Short exercise ▸ Each line containing the word "components" should be found and copied.

Available data ▸
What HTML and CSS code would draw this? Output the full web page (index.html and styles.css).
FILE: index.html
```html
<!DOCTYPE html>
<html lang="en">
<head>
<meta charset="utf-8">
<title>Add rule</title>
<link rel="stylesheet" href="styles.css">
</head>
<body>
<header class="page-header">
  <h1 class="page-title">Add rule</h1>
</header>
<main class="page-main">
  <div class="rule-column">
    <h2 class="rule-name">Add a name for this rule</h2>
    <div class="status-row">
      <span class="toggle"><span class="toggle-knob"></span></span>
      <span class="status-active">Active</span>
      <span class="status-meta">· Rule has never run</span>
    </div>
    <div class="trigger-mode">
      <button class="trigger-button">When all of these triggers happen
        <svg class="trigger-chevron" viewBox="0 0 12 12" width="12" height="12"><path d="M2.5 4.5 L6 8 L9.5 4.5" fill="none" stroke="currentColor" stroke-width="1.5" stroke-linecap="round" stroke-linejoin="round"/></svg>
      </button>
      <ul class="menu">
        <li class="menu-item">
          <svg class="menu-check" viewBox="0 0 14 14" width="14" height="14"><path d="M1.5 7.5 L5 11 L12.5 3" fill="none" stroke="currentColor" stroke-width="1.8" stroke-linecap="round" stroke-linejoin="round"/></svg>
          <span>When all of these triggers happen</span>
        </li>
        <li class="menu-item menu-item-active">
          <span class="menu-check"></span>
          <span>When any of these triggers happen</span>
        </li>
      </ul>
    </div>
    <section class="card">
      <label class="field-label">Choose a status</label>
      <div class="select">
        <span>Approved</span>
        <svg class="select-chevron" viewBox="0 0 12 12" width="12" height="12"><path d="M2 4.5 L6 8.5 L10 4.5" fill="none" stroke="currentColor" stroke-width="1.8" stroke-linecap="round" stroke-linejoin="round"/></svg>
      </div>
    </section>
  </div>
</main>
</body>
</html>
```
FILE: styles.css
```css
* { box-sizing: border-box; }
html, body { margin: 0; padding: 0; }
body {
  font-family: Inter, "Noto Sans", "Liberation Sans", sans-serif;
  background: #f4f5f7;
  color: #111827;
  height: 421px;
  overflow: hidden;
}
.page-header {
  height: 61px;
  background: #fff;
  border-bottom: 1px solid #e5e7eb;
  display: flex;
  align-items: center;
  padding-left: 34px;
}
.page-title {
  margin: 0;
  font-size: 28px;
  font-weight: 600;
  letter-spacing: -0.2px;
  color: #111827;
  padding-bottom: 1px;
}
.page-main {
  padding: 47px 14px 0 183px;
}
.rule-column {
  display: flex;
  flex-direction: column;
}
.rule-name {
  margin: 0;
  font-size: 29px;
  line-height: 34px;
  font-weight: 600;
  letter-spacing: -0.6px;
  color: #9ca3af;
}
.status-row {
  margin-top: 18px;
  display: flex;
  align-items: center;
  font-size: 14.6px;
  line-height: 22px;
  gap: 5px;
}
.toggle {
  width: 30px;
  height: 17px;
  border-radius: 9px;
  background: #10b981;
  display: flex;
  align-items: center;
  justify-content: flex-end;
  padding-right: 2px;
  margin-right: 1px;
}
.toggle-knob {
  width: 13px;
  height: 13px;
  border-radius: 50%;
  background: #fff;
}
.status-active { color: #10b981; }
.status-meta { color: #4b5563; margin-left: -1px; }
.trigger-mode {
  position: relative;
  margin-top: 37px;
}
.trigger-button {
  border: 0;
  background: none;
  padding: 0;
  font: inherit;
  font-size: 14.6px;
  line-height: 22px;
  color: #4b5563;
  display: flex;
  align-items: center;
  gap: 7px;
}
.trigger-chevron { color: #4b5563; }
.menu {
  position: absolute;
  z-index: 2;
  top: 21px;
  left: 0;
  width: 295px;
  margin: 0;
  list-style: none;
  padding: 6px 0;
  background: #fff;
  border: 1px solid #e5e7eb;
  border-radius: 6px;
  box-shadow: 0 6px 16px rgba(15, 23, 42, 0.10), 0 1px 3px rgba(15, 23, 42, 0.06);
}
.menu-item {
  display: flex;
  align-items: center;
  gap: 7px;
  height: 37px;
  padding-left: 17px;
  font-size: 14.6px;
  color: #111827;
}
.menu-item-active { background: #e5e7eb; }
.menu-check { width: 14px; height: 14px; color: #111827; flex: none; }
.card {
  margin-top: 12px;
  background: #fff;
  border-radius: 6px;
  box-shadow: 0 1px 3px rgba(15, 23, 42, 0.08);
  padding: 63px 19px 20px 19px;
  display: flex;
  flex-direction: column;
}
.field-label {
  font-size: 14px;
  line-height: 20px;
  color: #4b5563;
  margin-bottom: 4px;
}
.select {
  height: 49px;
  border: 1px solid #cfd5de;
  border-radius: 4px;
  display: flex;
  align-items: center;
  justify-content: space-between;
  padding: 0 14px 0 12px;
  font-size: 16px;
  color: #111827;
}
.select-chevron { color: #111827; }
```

==

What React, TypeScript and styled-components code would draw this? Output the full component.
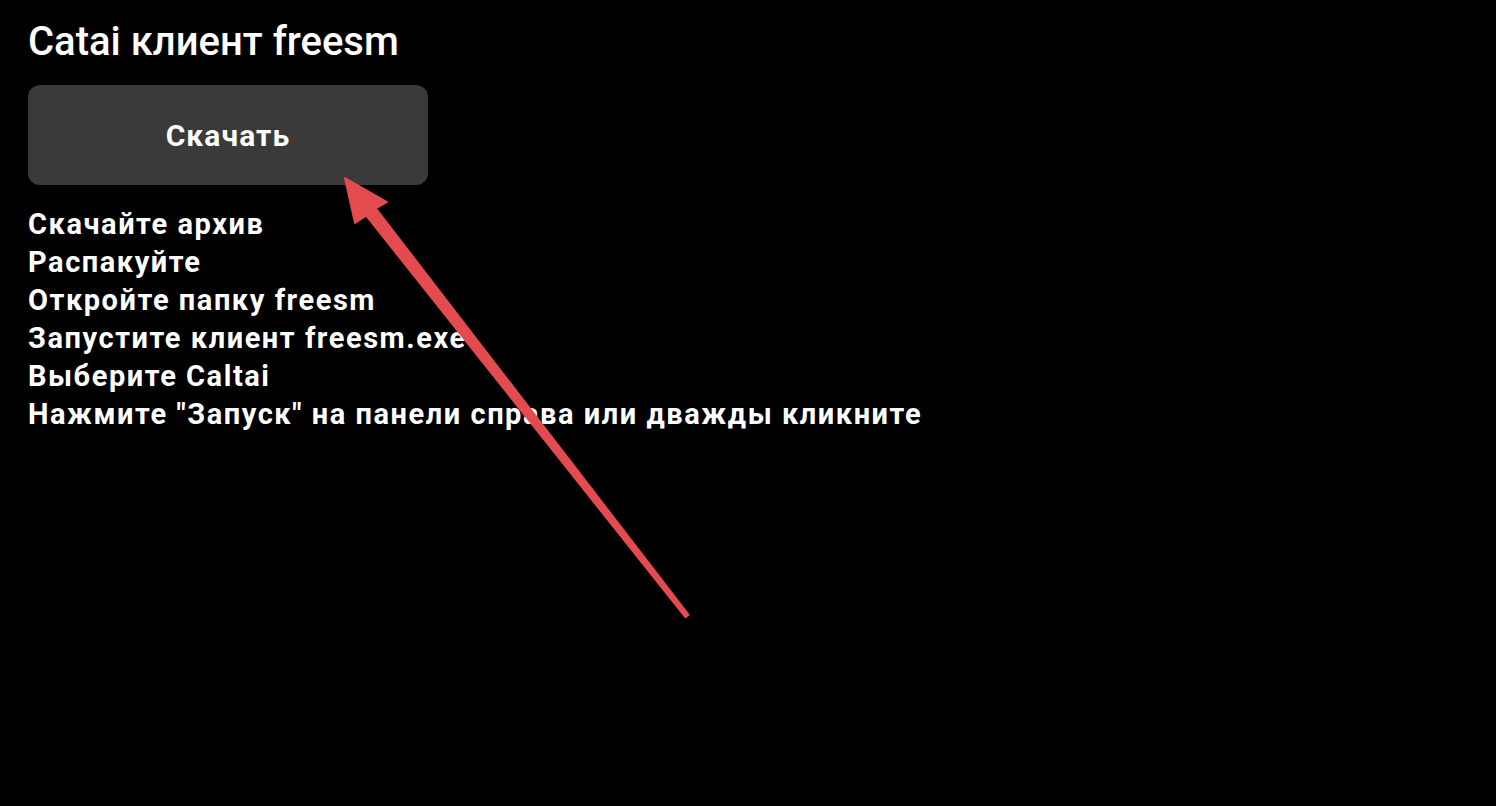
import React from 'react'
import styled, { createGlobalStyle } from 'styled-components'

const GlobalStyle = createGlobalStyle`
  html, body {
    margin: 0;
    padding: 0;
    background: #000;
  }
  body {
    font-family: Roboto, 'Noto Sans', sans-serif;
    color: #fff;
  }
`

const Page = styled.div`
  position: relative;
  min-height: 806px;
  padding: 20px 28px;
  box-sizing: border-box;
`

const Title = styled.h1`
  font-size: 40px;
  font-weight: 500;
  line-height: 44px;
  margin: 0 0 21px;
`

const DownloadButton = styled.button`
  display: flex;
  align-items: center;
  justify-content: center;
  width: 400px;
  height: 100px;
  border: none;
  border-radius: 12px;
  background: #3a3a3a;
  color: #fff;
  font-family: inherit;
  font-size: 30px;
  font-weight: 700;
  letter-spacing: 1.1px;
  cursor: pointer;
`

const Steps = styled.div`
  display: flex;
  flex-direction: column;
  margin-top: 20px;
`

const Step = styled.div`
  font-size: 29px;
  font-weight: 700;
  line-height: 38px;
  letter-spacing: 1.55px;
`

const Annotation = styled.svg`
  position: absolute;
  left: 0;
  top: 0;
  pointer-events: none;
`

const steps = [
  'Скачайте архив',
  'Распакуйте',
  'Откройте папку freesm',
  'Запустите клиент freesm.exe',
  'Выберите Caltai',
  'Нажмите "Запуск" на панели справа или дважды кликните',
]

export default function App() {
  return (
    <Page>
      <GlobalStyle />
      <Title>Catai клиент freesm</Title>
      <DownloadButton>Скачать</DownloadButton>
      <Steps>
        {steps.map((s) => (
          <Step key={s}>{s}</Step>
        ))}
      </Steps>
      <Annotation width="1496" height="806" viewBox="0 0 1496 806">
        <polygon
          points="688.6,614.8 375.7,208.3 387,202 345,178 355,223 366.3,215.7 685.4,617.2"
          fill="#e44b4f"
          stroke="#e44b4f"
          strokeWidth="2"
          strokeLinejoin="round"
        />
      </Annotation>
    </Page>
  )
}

Written answer ▸
What React, TypeScript and styled-components code would draw this? Output the full component.
import styled, { createGlobalStyle } from 'styled-components'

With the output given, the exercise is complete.